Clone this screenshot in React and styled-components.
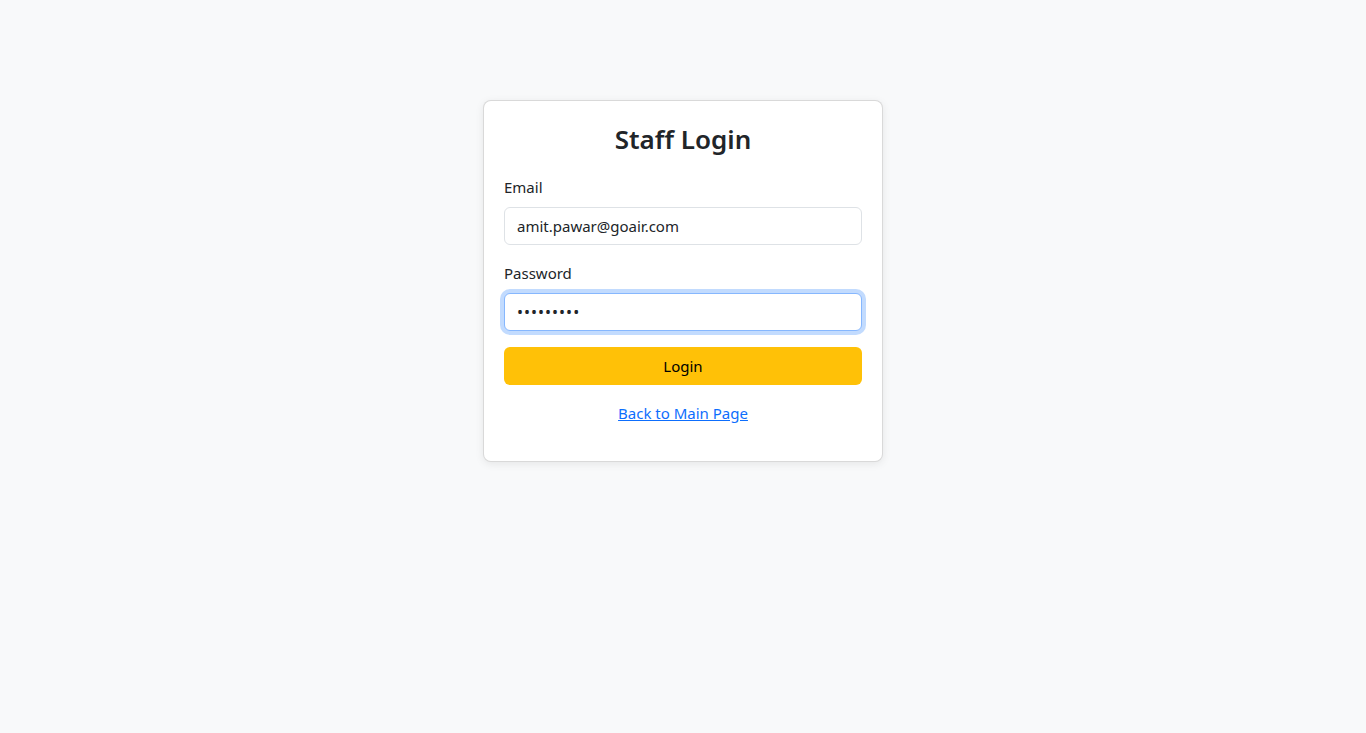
import React from "react";
import styled, { createGlobalStyle, css } from "styled-components";

const GlobalStyle = createGlobalStyle`
  * { box-sizing: border-box; }
  body {
    margin: 0;
    background: #f8f9fa;
    color: #212529;
    font-family: "Noto Sans", "Open Sans", Arial, sans-serif;
    font-size: 16px;
    line-height: 1.5;
  }
`;

const App = () => {
  return (
    <>
      <GlobalStyle />
      <StyledPage>
        <StyledCard>
          <StyledTitle>Staff Login</StyledTitle>
          <StyledField>
            <StyledLabel htmlFor="email">Email</StyledLabel>
            <StyledInput
              id="email"
              type="email"
              defaultValue="amit.pawar@goair.com"
            />
          </StyledField>
          <StyledField>
            <StyledLabel htmlFor="password">Password</StyledLabel>
            <StyledInput
              id="password"
              type="password"
              defaultValue="123456789"
              $focused
              $secret
            />
          </StyledField>
          <StyledButton type="button">Login</StyledButton>
          <StyledFooter>
            <a href="#">Back to Main Page</a>
          </StyledFooter>
        </StyledCard>
      </StyledPage>
    </>
  );
};

//styled components
const StyledPage = styled.div`
  min-height: 733px;
  display: flex;
  justify-content: center;
  align-items: flex-start;
  padding-top: 100px;
`;
const StyledCard = styled.div`
  width: 400px;
  background: #fff;
  border: 1px solid rgba(0, 0, 0, 0.15);
  border-radius: 8px;
  padding: 20px 20px 36px;
  box-shadow: 0 2px 8px rgba(0, 0, 0, 0.08);
  display: flex;
  flex-direction: column;
`;
const StyledTitle = styled.h3`
  margin: 0 0 18px;
  text-align: center;
  font-size: 26px;
  font-weight: 600;
  line-height: 36px;
  color: #212529;
`;
const StyledField = styled.div`
  display: flex;
  flex-direction: column;
  margin-bottom: 16px;
`;
const StyledLabel = styled.label`
  font-size: 15px;
  line-height: 24px;
  margin-bottom: 8px;
  color: #212529;
`;
const StyledInput = styled.input`
  height: 38px;
  width: 100%;
  padding: 6px 12px;
  font-family: inherit;
  font-size: 15px;
  color: #212529;
  background: #fff;
  border: 1px solid #dee2e6;
  border-radius: 6px;
  outline: none;
  ${(p) =>
    p.$secret &&
    css`
      font-size: 16px;
      letter-spacing: 1px;
    `}
  ${(p) =>
    p.$focused &&
    css`
      border-color: #86b7fe;
      box-shadow: 0 0 0 4px rgba(13, 110, 253, 0.25);
    `}
  &:focus {
    border-color: #86b7fe;
    box-shadow: 0 0 0 4px rgba(13, 110, 253, 0.25);
  }
`;
const StyledButton = styled.button`
  height: 38px;
  width: 100%;
  border: none;
  border-radius: 6px;
  background: #ffc107;
  color: #000;
  font-family: inherit;
  font-size: 15px;
  cursor: pointer;
`;
const StyledFooter = styled.div`
  margin-top: 16px;
  text-align: center;
  line-height: 24px;
  a {
    color: #0d6efd;
    font-size: 15px;
    text-decoration: underline;
  }
`;

export default App;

+ + + +

* _Directive_
Retype everything in the material word for word, minus pictures.

* _The result_
Clone this screenshot in React and styled-components.
import React from "react";
import styled, { createGlobalStyle, css } from "styled-components";

const GlobalStyle = createGlobalStyle`
  * { box-sizing: border-box; }
  body {
    margin: 0;
    background: #f8f9fa;
    color: #212529;
    font-family: "Noto Sans", "Open Sans", Arial, sans-serif;
    font-size: 16px;
    line-height: 1.5;
  }
`;

const App = () => {
  return (
    <>
      <GlobalStyle />
      <StyledPage>
        <StyledCard>
          <StyledTitle>Staff Login</StyledTitle>
          <StyledField>
            <StyledLabel htmlFor="email">Email</StyledLabel>
            <StyledInput
              id="email"
              type="email"
              defaultValue="amit.pawar@goair.com"
            />
          </StyledField>
          <StyledField>
            <StyledLabel htmlFor="password">Password</StyledLabel>
            <StyledInput
              id="password"
              type="password"
              defaultValue="123456789"
              $focused
              $secret
            />
          </StyledField>
          <StyledButton type="button">Login</StyledButton>
          <StyledFooter>
            <a href="#">Back to Main Page</a>
          </StyledFooter>
        </StyledCard>
      </StyledPage>
    </>
  );
};

//styled components
const StyledPage = styled.div`
  min-height: 733px;
  display: flex;
  justify-content: center;
  align-items: flex-start;
  padding-top: 100px;
`;
const StyledCard = styled.div`
  width: 400px;
  background: #fff;
  border: 1px solid rgba(0, 0, 0, 0.15);
  border-radius: 8px;
  padding: 20px 20px 36px;
  box-shadow: 0 2px 8px rgba(0, 0, 0, 0.08);
  display: flex;
  flex-direction: column;
`;
const StyledTitle = styled.h3`
  margin: 0 0 18px;
  text-align: center;
  font-size: 26px;
  font-weight: 600;
  line-height: 36px;
  color: #212529;
`;
const StyledField = styled.div`
  display: flex;
  flex-direction: column;
  margin-bottom: 16px;
`;
const StyledLabel = styled.label`
  font-size: 15px;
  line-height: 24px;
  margin-bottom: 8px;
  color: #212529;
`;
const StyledInput = styled.input`
  height: 38px;
  width: 100%;
  padding: 6px 12px;
  font-family: inherit;
  font-size: 15px;
  color: #212529;
  background: #fff;
  border: 1px solid #dee2e6;
  border-radius: 6px;
  outline: none;
  ${(p) =>
    p.$secret &&
    css`
      font-size: 16px;
      letter-spacing: 1px;
    `}
  ${(p) =>
    p.$focused &&
    css`
      border-color: #86b7fe;
      box-shadow: 0 0 0 4px rgba(13, 110, 253, 0.25);
    `}
  &:focus {
    border-color: #86b7fe;
    box-shadow: 0 0 0 4px rgba(13, 110, 253, 0.25);
  }
`;
const StyledButton = styled.button`
  height: 38px;
  width: 100%;
  border: none;
  border-radius: 6px;
  background: #ffc107;
  color: #000;
  font-family: inherit;
  font-size: 15px;
  cursor: pointer;
`;
const StyledFooter = styled.div`
  margin-top: 16px;
  text-align: center;
  line-height: 24px;
  a {
    color: #0d6efd;
    font-size: 15px;
    text-decoration: underline;
  }
`;

export default App;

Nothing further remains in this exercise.